If you say yes, you just missed a signal. Hash maps are O(1) on average, not O(1) unconditionally. Hash map worst case time complexity is O(n), it can be induced by adversarial input, and the line between "average" and "worst" is exactly what separates a confident answer from a complete one.
The O(1) Promise (and the Fine Print)
A hash map works in three steps: hash the key to get a number, mod that number by the table size to get a bucket index, look up the bucket. The final step is O(1) for the same reason arr[5] is O(1). Direct array access.

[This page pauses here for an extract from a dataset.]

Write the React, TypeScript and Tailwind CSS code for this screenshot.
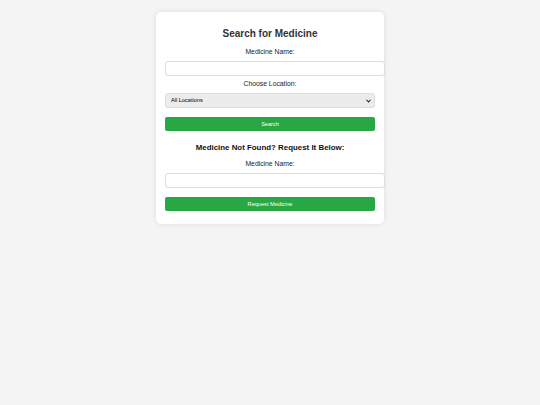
export default function App() {
  return (
    <div className="min-h-[405px] bg-[#f4f4f4] pt-[12px] font-['Liberation_Sans',Arial,sans-serif]">
      <div className="mx-auto w-[228px] rounded-[5px] bg-white px-[9px] pt-[16px] pb-[13px] shadow-[0_0_5px_rgba(0,0,0,0.1)]">
        <h2 className="text-center text-[10px] font-bold leading-[12px] text-[#333]">Search for Medicine</h2>

        <label className="mt-[8px] block text-center text-[6.8px] leading-[8px] text-[#222]">Medicine Name:</label>
        <input
          type="text"
          className="mt-[5px] box-content block h-[9px] w-[210px] rounded-[3px] border border-[#ddd] px-[4px] py-[2px] text-[6px] outline-none"
        />

        <label className="mt-[4px] block text-center text-[6.8px] leading-[8px] text-[#222]">Choose Location:</label>
        <div className="relative mt-[5px] w-[210px]">
          <select className="block h-[15px] w-[210px] appearance-none rounded-[3px] border border-[#ddd] bg-[#ececec] pl-[5px] text-[5.6px] text-black outline-none">
            <option>All Locations</option>
          </select>
          <svg
            className="pointer-events-none absolute right-[4px] top-[5.5px]"
            width="5"
            height="4"
            viewBox="0 0 10 8"
          >
            <path d="M1 1.5 L5 6 L9 1.5" fill="none" stroke="#222" strokeWidth="2.2" />
          </svg>
        </div>

        <button className="mt-[9px] block h-[14px] w-[210px] rounded-[2px] bg-[#28a745] text-[5.6px] leading-[14px] text-white">
          Search
        </button>

        <h3 className="mt-[12px] text-center text-[7.9px] font-bold leading-[10px] text-[#111]">
          Medicine Not Found? Request It Below:
        </h3>

        <label className="mt-[7px] block text-center text-[6.8px] leading-[8px] text-[#222]">Medicine Name:</label>
        <input
          type="text"
          className="mt-[5px] box-content block h-[9px] w-[210px] rounded-[3px] border border-[#ddd] px-[4px] py-[2px] text-[6px] outline-none"
        />

        <button className="mt-[9px] block h-[14px] w-[210px] rounded-[2px] bg-[#28a745] text-[5.6px] leading-[14px] text-white">
          Request Medicine
        </button>
      </div>
    </div>
  );
}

The O(1) claim holds when most keys land in different buckets. The average chain length is α = n/m, where n is the number of keys and m is the number of buckets. That ratio is the load factor. Keep α bounded, rehash when the table fills up, and expected lookup cost is Θ(1 + α). With α capped, that collapses to O(1).
The whole argument rests on keys distributing uniformly across buckets. When they don't, the analysis falls apart. And "when they don't" is not hypothetical.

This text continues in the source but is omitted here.